When I met up with Briele
to see a preview of the images that make up the final sequence
for the installation A Lane Away (commissioned as part of
the City of Melbourne’s Laneways) 2004, she seemed
submerged and frustrated with the scale of the editing project. “I
feel like I’m doing the walk five times over.”
This
contradiction between the painstakingly static process of
editing and the expansive freedom of the walk is a good example
of the principal tension that pervades every facet of Hansen’s
practice: from the conceptualizing, through the production,
to the final installation. Experiencing her work is a little
like fishing; an acutely mannered exercise in the ephemera
of time and the unpredictable. Her use of technology is a
well-considered fly cast into a deep pool of sensation. We
the viewers sit comfortably on the bank eating the sandwiches.
Hansen states that:
I am interested in creating a transitional
experience, an experience that pulls one into the work, some
kind of journey, but that also highlights one’s presence
within the here and now. There’s a pull in the work
between the alluring, the motion and rhythms and the actuality
of the moment. By setting such defined parameters for generating
the images, Hansen faces the difficult task of realising
an experience for the viewer that both explains and transcends
the concept. This duality must also be reconciled in the
dislocation between a prolonged experiential stillness and
a condensed, imaginative exit.
“I couldn’t anticipate
what the process was going to do so my idea was to frame
the activity within the technology and do the same again
by transcending the technology through the content. I’m
interested in the relationships between places and how our
mind and our body can both separate and connect us.”
The
final sequence is projected onto the back wall of Lush Lane,
an inclined narrow, lesser-known alcove of the city. According
to Hansen, as you look “up into this void between two
buildings... the imagery will become an extension of the
laneway. I want to absolutely immerse and transport people
within the urban space but at the same time create a means
of escape.”
‘Techno-pastoralist endurance art’ was
what I thought as I watched the closing moments of the 24
hour walk. It was one of those unanticipated, godly moments.
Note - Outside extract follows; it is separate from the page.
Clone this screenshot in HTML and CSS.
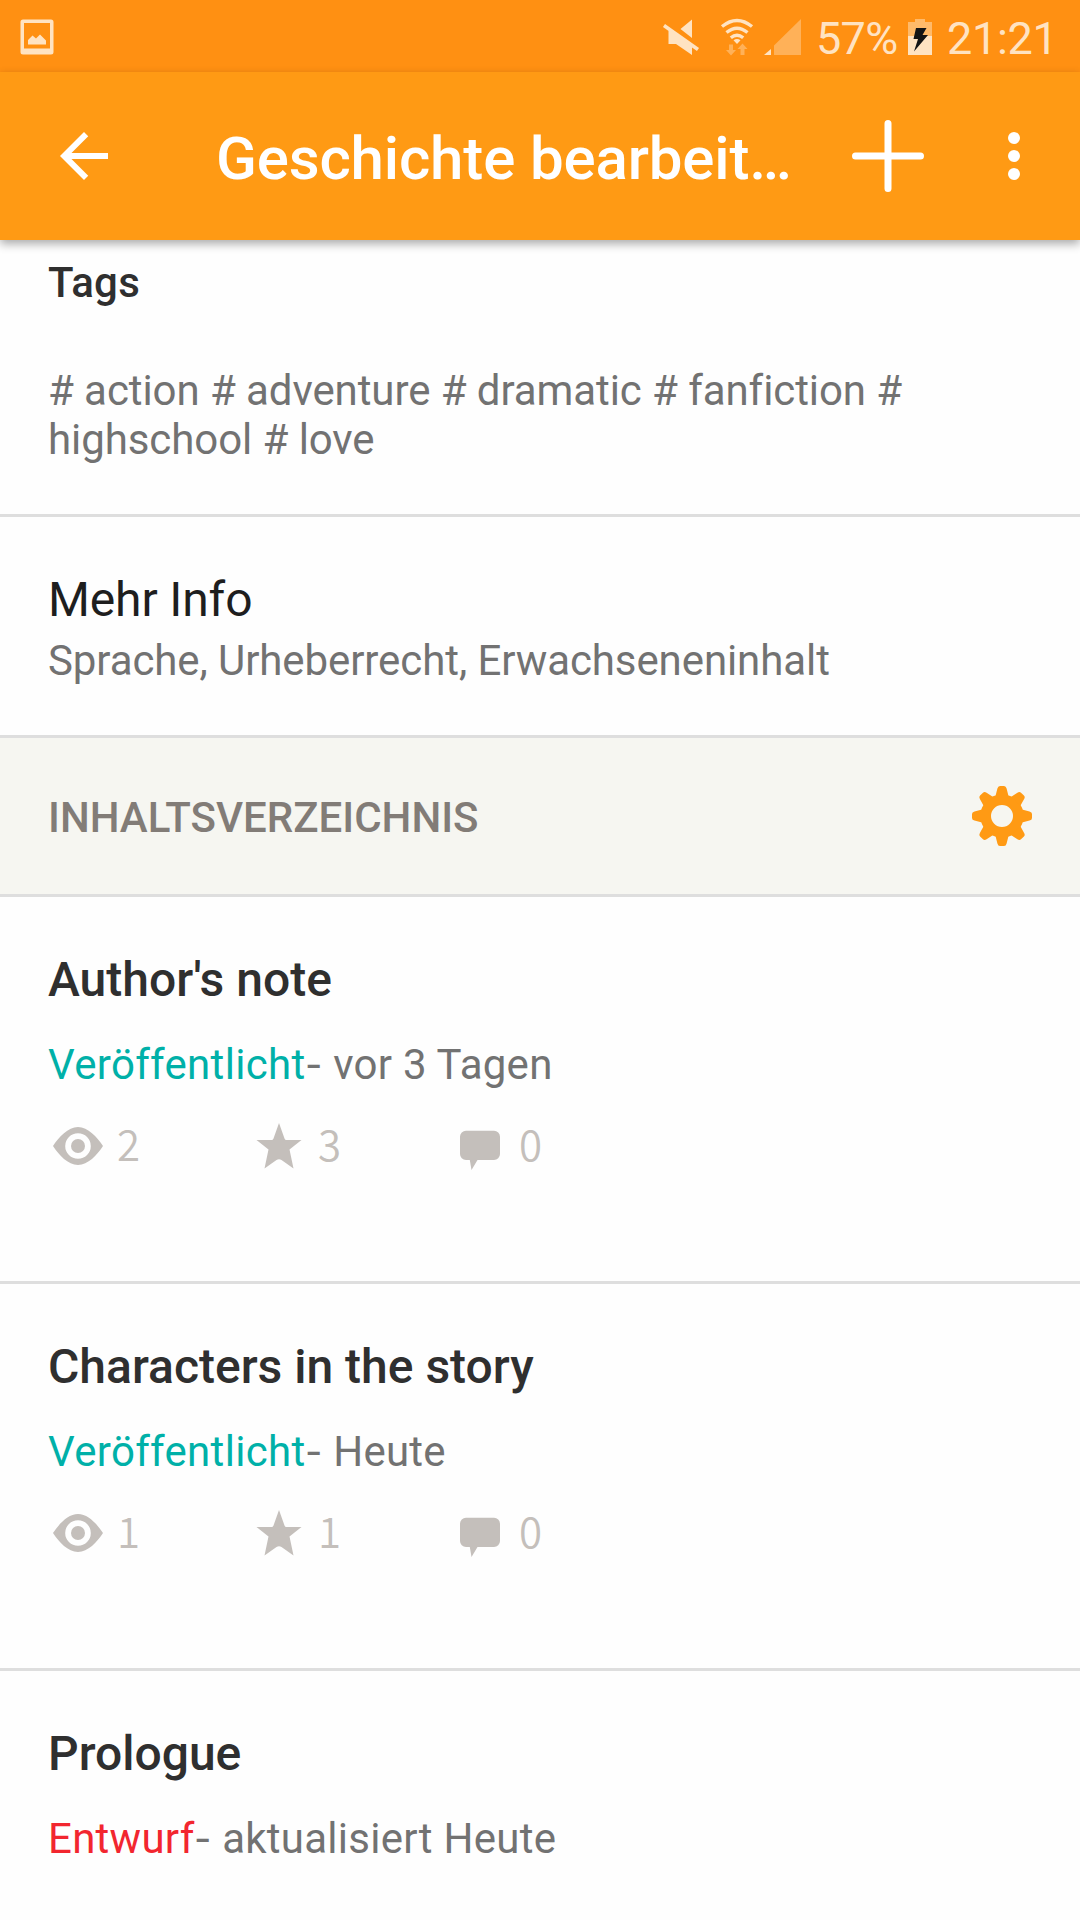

The closure was that the walkers ceased moving wherever they
were at 5pm. Obviously Briele knew the sun would be descending;
what she nor anyone else could have planned was that a few
minutes before five, the walkers would turn around a bend – ascending
onto a high plateau – and that the sun would descend
behind a ridge of hills ahead at precisely that time. If
A Lane Away goes halfway towards framing the sublimity of
that moment it will be a unique and powerful work. The installation
of A Lane Away will be visible in Lush Lane from dusk to
midnight from 22 September – 12 December 2004.